Revenue recognition and allowance for product returns
The Company recognizes revenues at the time of product shipment or delivery, depending upon when title
passes, to unaffiliated customers, and when all of the following have occurred: a firm sales agreement is in place,
pricing is fixed or determinable, and collection is reasonably assured. Revenue is recognized as the net amount
estimated to be received after deducting estimated amounts for product returns, discounts and allowances
(collectively “returns”). The Company estimates future product returns based upon historical return rates and its
reasonable judgment.
Allowance for accounts receivable
The Company maintains an allowance for doubtful accounts for estimated losses that may result from the
inability of its customers to make required payments. That estimate is based on historical collection experience,
current economic and market conditions, and a review of the current status of each customer’s trade accounts
receivable. If the financial condition of its customers were to deteriorate or its judgment regarding their financial
condition was to change negatively, additional allowances may be required resulting in a charge to income in the
period such determination was made. Conversely, if the financial condition of its customers were to improve or
its judgment regarding their financial condition was to change positively, a reduction in the allowances may be
required resulting in an increase in income in the period such determination was made.

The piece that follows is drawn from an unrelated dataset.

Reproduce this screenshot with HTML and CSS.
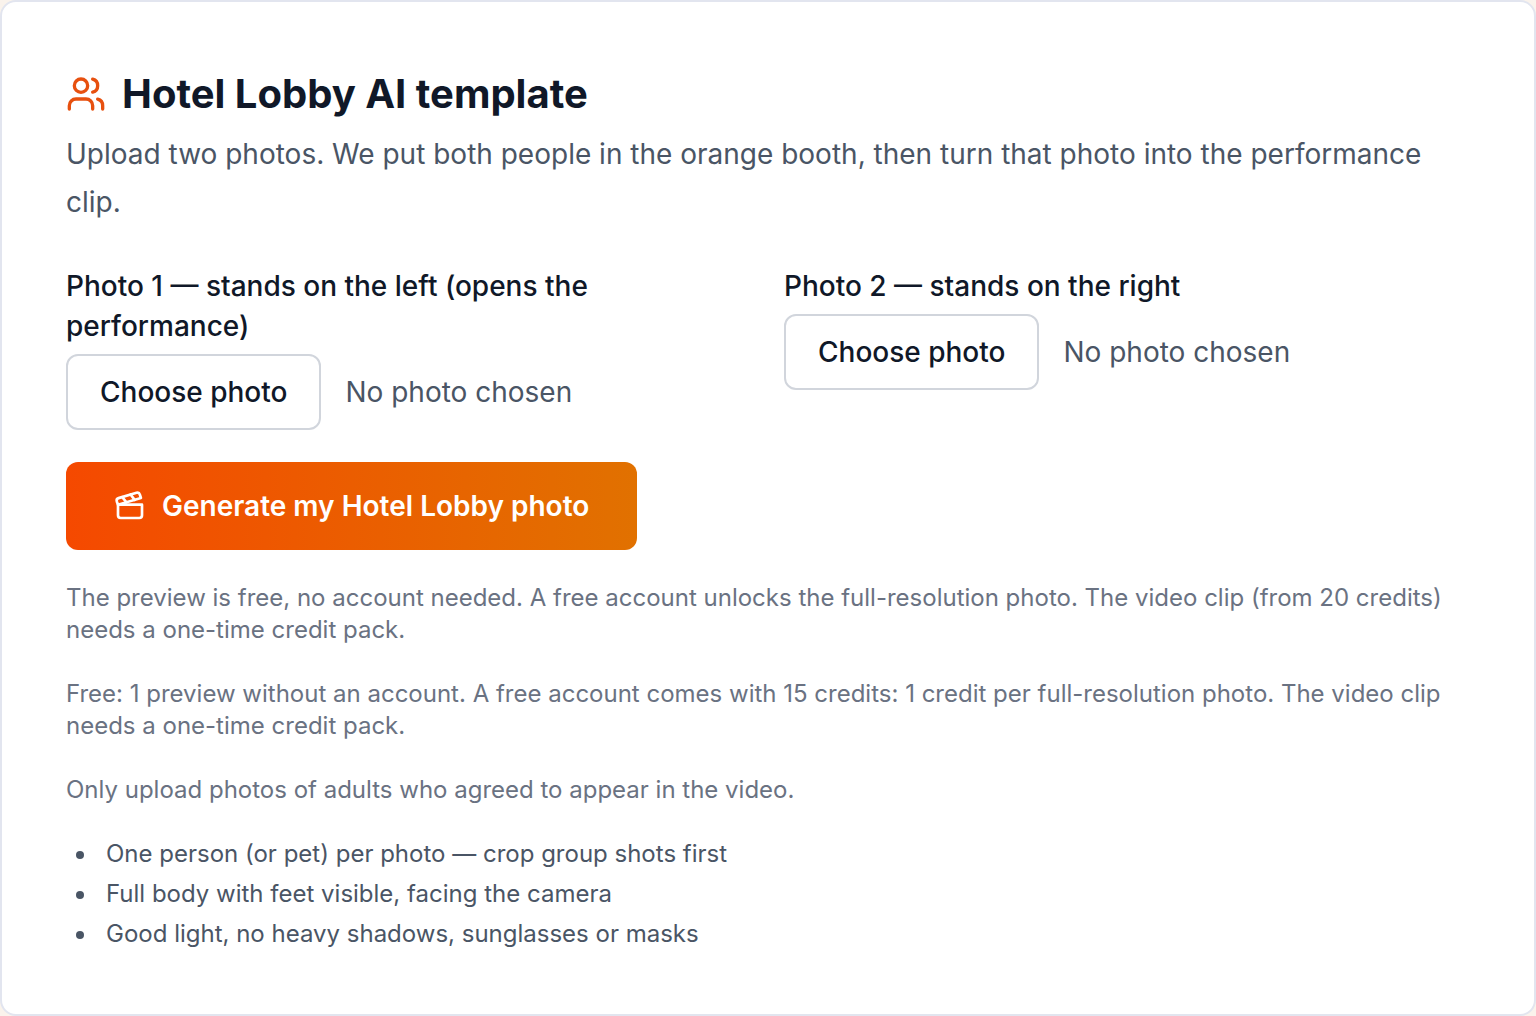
FILE: index.html
```html
<!DOCTYPE html>
<html lang="en">
<head>
    <meta charset="UTF-8">
    <meta name="viewport" content="width=device-width, initial-scale=1.0">
    <title>Hotel Lobby AI template</title>
    <link rel="stylesheet" href="styles.css">
</head>
<body>
    <main class="card">
        <header class="card-header">
            <h1 class="title">
                <svg class="title-icon" viewBox="0 0 24 24" aria-hidden="true">
                    <path d="M16 21v-2a4 4 0 0 0-4-4H6a4 4 0 0 0-4 4v2"/>
                    <circle cx="9" cy="7" r="4"/>
                    <path d="M22 21v-2a4 4 0 0 0-3-3.87"/>
                    <path d="M16 3.13a4 4 0 0 1 0 7.75"/>
                </svg>
                Hotel Lobby AI template
            </h1>
            <p class="lead">Upload two photos. We put both people in the orange booth, then turn that photo into the performance clip.</p>
        </header>
        <form class="form">
            <div class="photos">
                <div class="photo">
                    <label class="photo-label" for="photo_1">Photo 1 — stands on the left (opens the performance)</label>
                    <div class="picker">
                        <button type="button" class="choose" id="photo_1">Choose photo</button>
                        <span class="file-name">No photo chosen</span>
                    </div>
                </div>
                <div class="photo">
                    <label class="photo-label" for="photo_2">Photo 2 — stands on the right</label>
                    <div class="picker">
                        <button type="button" class="choose" id="photo_2">Choose photo</button>
                        <span class="file-name">No photo chosen</span>
                    </div>
                </div>
            </div>
            <button type="button" class="generate">
                <svg class="generate-icon" viewBox="0 0 24 24" aria-hidden="true">
                    <path d="M20.2 6 3 11l-.9-2.4c-.3-1.1.3-2.2 1.3-2.5l13.5-4c1.1-.3 2.2.3 2.5 1.3Z"/>
                    <path d="m6.2 5.3 3.1 3.9"/>
                    <path d="m12.4 3.4 3.1 4"/>
                    <path d="M3 11h18v8a2 2 0 0 1-2 2H5a2 2 0 0 1-2-2Z"/>
                </svg>
                Generate my Hotel Lobby photo
            </button>
            <p class="note">The preview is free, no account needed. A free account unlocks the full-resolution photo. The video clip (from 20 credits) needs a one-time credit pack.</p>
            <p class="note">Free: 1 preview without an account. A free account comes with 15 credits: 1 credit per full-resolution photo. The video clip needs a one-time credit pack.</p>
            <p class="note">Only upload photos of adults who agreed to appear in the video.</p>
            <ul class="tips">
                <li>One person (or pet) per photo — crop group shots first</li>
                <li>Full body with feet visible, facing the camera</li>
                <li>Good light, no heavy shadows, sunglasses or masks</li>
            </ul>
        </form>
    </main>
</body>
</html>
```
FILE: styles.css
```css
* {
    box-sizing: border-box;
    margin: 0;
    padding: 0;
}
body {
    background-color: #faf3ec;
    font-family: Inter, "Liberation Sans", sans-serif;
    color: #101828;
}
.card {
    min-height: 100vh;
    padding: 64px;
    border: 2px solid #e2e5ef;
    border-radius: 16px;
    background-color: #fff;
}
.card-header {
    margin-bottom: 40px;
}
.title {
    display: flex;
    align-items: center;
    gap: 16px;
    font-size: 40px;
    line-height: 56px;
    font-weight: 700;
}
.title-icon,
.generate-icon {
    flex: none;
    fill: none;
    stroke: currentColor;
    stroke-width: 2;
    stroke-linecap: round;
    stroke-linejoin: round;
}
.title-icon {
    width: 40px;
    height: 40px;
    color: #e7500f;
}
.lead {
    margin-top: 8px;
    font-size: 28px;
    line-height: 48px;
    color: #4a5565;
}
.form {
    display: flex;
    flex-direction: column;
    align-items: flex-start;
    gap: 32px;
}
.photos {
    display: grid;
    grid-template-columns: repeat(2, 1fr);
    gap: 32px;
    width: 100%;
}
.photo-label {
    display: block;
    margin-bottom: 8px;
    font-size: 28px;
    line-height: 40px;
    font-weight: 500;
}
.picker {
    display: flex;
    align-items: center;
    gap: 24px;
}
.choose {
    height: 76px;
    padding: 0 32px;
    border: 2px solid #d1d5dc;
    border-radius: 12px;
    background-color: #fff;
    font: 500 28px/40px Inter, "Liberation Sans", sans-serif;
    color: #101828;
}
.file-name {
    font-size: 28px;
    line-height: 40px;
    color: #4a5565;
}
.generate {
    display: flex;
    align-items: center;
    gap: 16px;
    height: 88px;
    padding: 0 48px;
    border: none;
    border-radius: 12px;
    background: linear-gradient(to right, #f54900, #e17100);
    font: 600 28px/40px Inter, "Liberation Sans", sans-serif;
    color: #fff;
}
.generate-icon {
    width: 32px;
    height: 32px;
}
.note {
    font-size: 24px;
    line-height: 32px;
    color: #6a7282;
}
.tips {
    display: flex;
    flex-direction: column;
    gap: 8px;
    padding-left: 32px;
    font-size: 24px;
    line-height: 32px;
    color: #4a5565;
}
.tips li {
    padding-left: 8px;
}
```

Allowance for inventory obsolescence
The Company writes down its inventory for estimated obsolescence or unmarketable inventory equal to the
difference between the cost of the inventory and the estimated market value based upon assumptions about future
demand and market conditions. If actual market conditions are less favorable than those projected, additional
inventory write-downs may be required resulting in a charge to income in the period such determination was
made. Conversely, if actual market conditions are more favorable than those projected, a reduction in the write
down may be required resulting in an increase in income in the period such determination was made.
Income taxes
The Company records a valuation allowance to reduce its deferred tax assets to the amount that the
Company believes is more likely than not to be realized. While the Company has considered future taxable
income and ongoing prudent and feasible tax planning strategies in assessing the need for the valuation
allowance, in the event the Company were to determine that it would not be able to realize all or part of its net
deferred tax assets in the future, an adjustment to the deferred tax assets would be charged to income in the
period such determination was made. Likewise, should the Company determine that it would be able to realize its
deferred tax assets in the future in excess of its net recorded amount, an adjustment to the deferred tax assets
would increase income in the period such determination was made.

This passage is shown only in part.